Review Ini Kisah Tiga Dara (2016): Drama Musikal yang Tampil Mengecewakan

Ini Kisah Tiga Dara tampak melelahkan. Subplot yang kemana-mana hingga masing-masing karakter tak memiliki pijakan yang jelas akan jati dirinya

 

Cukup excited ketika ada film layar lebar berjudul Ini Kisah Tiga Dara. Mengapa? Mengusung genre drama musikal yang sangat jarang diangkat oleh sineas tanah air menjadi salah satu ketertarikan saya untuk nonton film ini sampai-sampai episode pencarian “Bebe”, salah satu Dara dalam film tersebut, saya lahap habis di channel Youtube-nya.

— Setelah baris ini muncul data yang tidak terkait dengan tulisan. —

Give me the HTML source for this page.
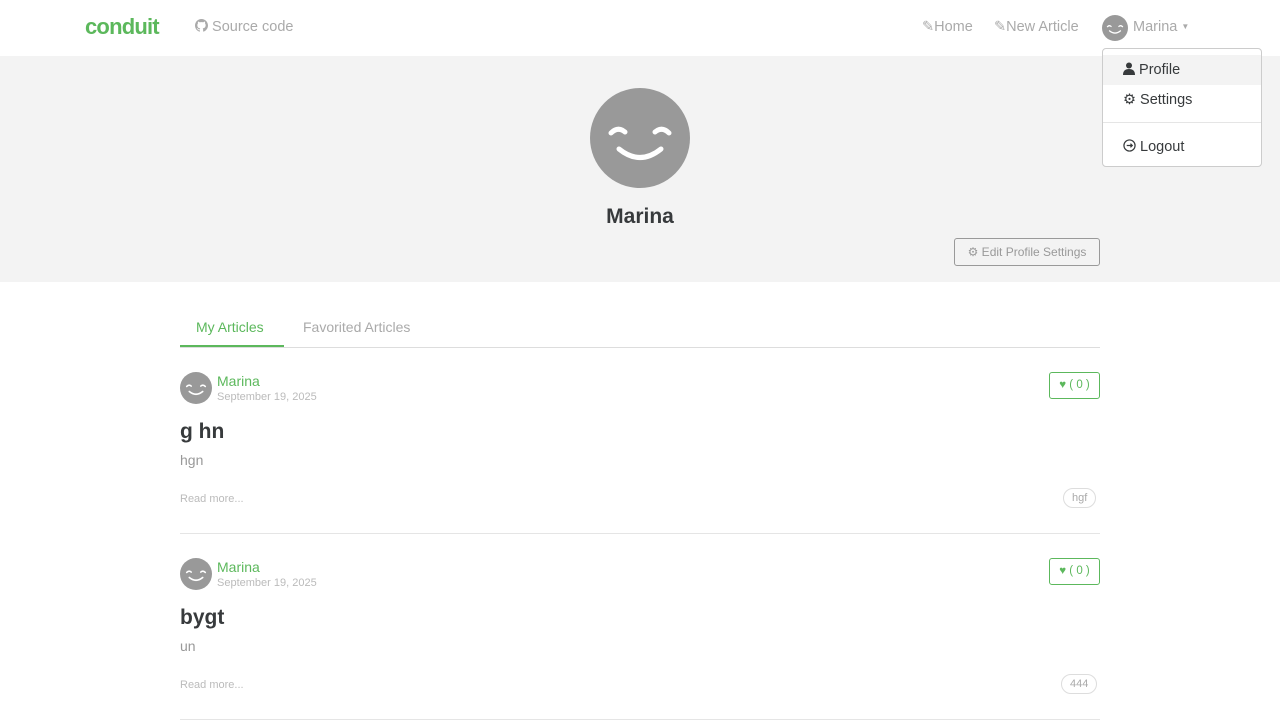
<!DOCTYPE html>
<html><head><meta charset="utf-8"><style>
*{box-sizing:border-box;margin:0;padding:0}
body{width:1280px;height:720px;overflow:hidden;background:#fff;font-family:"Liberation Sans",sans-serif;color:#373a3c;position:relative}
.nav{height:56px;position:relative}
.logo{position:absolute;left:85px;top:14px;color:#5cb85c;font-weight:bold;font-size:22px;letter-spacing:-0.8px}
.src{position:absolute;left:195px;top:19px;color:#aaa;font-size:14.5px}
.navr{position:absolute;top:19px;color:#aaa;font-size:14.5px}
.banner{position:absolute;top:56px;left:0;width:1280px;height:226px;background:#f3f3f3}
.av{position:absolute}
.name{position:absolute;top:205px;width:1280px;text-align:center;font-weight:bold;font-size:21px;color:#373a3c}
.edit{position:absolute;left:954px;top:238px;width:146px;height:28px;border:1px solid #999;border-radius:3px;color:#999;font-size:12px;line-height:26px;text-align:center}
.dd{position:absolute;left:1102px;top:48px;width:160px;height:119px;background:#fff;border:1px solid #ccc;border-radius:4px}
.dd div{position:absolute;left:0;width:158px;font-size:14.5px;color:#373a3c;padding-left:20px}
.tabs{position:absolute;left:180px;top:347px;width:920px;border-top:1px solid #ddd}
.tab{position:absolute;top:319px;font-size:14px}
.art{position:absolute;left:180px;width:920px}
.an{position:absolute;left:37px;top:1px;color:#5cb85c;font-size:14px}
.ad{position:absolute;left:37px;top:19px;color:#bbb;font-size:11px}
.h{position:absolute;left:0;top:48px;font-weight:bold;font-size:21px}
.p{position:absolute;left:0;top:80px;color:#999;font-size:14px}
.rm{position:absolute;left:0;top:121px;color:#bbb;font-size:11px}
.tag{position:absolute;top:116px;height:20px;border:1px solid #ddd;border-radius:10px;color:#aaa;font-size:11px;line-height:19px;padding:0 8px}
.fav{position:absolute;left:869px;top:0;width:51px;height:27px;border:1px solid #5cb85c;border-radius:3px;color:#5cb85c;font-size:11.5px;line-height:25px;text-align:center}
.line{position:absolute;left:0;width:920px;border-top:1px solid #e5e5e5}
</style></head><body>
<svg width="0" height="0" style="position:absolute"><defs><symbol id="sm" viewBox="0 0 100 100"><circle cx="50" cy="50" r="50" fill="#999"/><path d="M21 45 Q28 38 35 44 M65 44 Q72 38 79 45 M29 61 Q50 78 71 61" stroke="#fff" stroke-width="5" fill="none" stroke-linecap="round"/></symbol></defs></svg>
<div class="nav">
<div class="logo">conduit</div>
<div class="src"><svg width="13" height="13" viewBox="0 0 16 16" style="vertical-align:-1px"><path fill="#aaa" d="M8 0C3.6 0 0 3.6 0 8c0 3.5 2.3 6.5 5.5 7.6.4.1.5-.2.5-.4v-1.4c-2.2.5-2.7-1-2.7-1-.4-.9-.9-1.2-.9-1.2-.7-.5.1-.5.1-.5.8.1 1.2.8 1.200.8.7 1.3 1.9.9 2.3.7.1-.5.3-.9.5-1.1-1.8-.2-3.600-.9-3.6-4 0-.9.3-1.6.8-2.1-.1-.2-.4-1 .1-2.1 0 0 .7-.2 2.2.8.6-.2 1.3-.3 2-.3s1.4.1 2 .3c1.5-1 2.2-.8 2.2-.8.4 1.1.2 1.9.1 2.1.5.6.8 1.3.8 2.1 0 3.1-1.9 3.7-3.6 3.9.3.3.5.8.5 1.5v2.2c0 .2.1.5.6.4C13.7 14.5 16 11.5 16 8c0-4.4-3.6-8-8-8z"/></svg> Source code</div>
<div class="navr" style="left:922px">&#9998;Home</div>
<div class="navr" style="left:994px">&#9998;New Article</div>
<svg class="av" style="left:1102px;top:15px" width="26" height="26"><use href="#sm"/></svg>
<div class="navr" style="left:1133px">Marina <span style="font-size:8px;vertical-align:2px">&#9660;</span></div>
</div>
<div class="banner"></div>
<svg class="av" style="left:590px;top:88px" width="100" height="100"><use href="#sm"/></svg>
<div class="name">Marina</div>
<div class="edit">&#9881; Edit Profile Settings</div>
<div class="dd">
<div style="top:6px;height:30px;background:#f3f3f3;line-height:30px"><svg width="12" height="13" viewBox="0 0 12 13" style="vertical-align:-1px"><circle cx="6" cy="3.5" r="3" fill="#373a3c"/><path d="M0 13 Q0 7 6 7 Q12 7 12 13Z" fill="#373a3c"/></svg> Profile</div>
<div style="top:36px;height:30px;line-height:30px">&#9881; Settings</div>
<div style="top:73px;height:0;border-top:1px solid #e5e5e5;padding:0"></div>
<div style="top:83px;height:30px;line-height:30px"><svg width="13" height="13" viewBox="0 0 14 14" style="vertical-align:-1px"><circle cx="7" cy="7" r="6" stroke="#373a3c" stroke-width="1.3" fill="none"/><path d="M4 7h6M8 5l2 2-2 2" stroke="#373a3c" stroke-width="1.3" fill="none"/></svg> Logout</div>
</div>
<div class="tab" style="left:196px;color:#5cb85c">My Articles</div>
<div class="tab" style="left:303px;color:#aaa">Favorited Articles</div>
<div class="tabs"></div>
<div style="position:absolute;left:180px;top:345px;width:104px;height:2px;background:#5cb85c"></div>
<div class="art" style="top:372px">
<svg class="av" style="left:0;top:0" width="32" height="32"><use href="#sm"/></svg>
<div class="an">Marina</div><div class="ad">September 19, 2025</div>
<div class="fav">&#9829; ( 0 )</div>
<div class="h">g hn</div><div class="p">hgn</div>
<div class="rm">Read more...</div><div class="tag" style="left:883px">hgf</div>
<div class="line" style="top:161px"></div>
</div>
<div class="art" style="top:558px">
<svg class="av" style="left:0;top:0" width="32" height="32"><use href="#sm"/></svg>
<div class="an">Marina</div><div class="ad">September 19, 2025</div>
<div class="fav">&#9829; ( 0 )</div>
<div class="h">bygt</div><div class="p">un</div>
<div class="rm">Read more...</div><div class="tag" style="left:881px">444</div>
<div class="line" style="top:161px"></div>
</div>
</body></html>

 Ini Kisah Tiga Dara karya sutradara Berbagi Suami ini terinspirasi dari film klasik berjudul Tiga Dara. Sayangnya, saya belum sempat nonton meski di waktu yang hampir bersamaan film klasik tersebut direstorasi dan ditayangkan secara reguler di bioskop-bioskop dengan layar terbatas. Ya sudah toh, jadinya saya tak akan bandingkan antara Tiga Dara dengan Ini Kisah Tiga Dara.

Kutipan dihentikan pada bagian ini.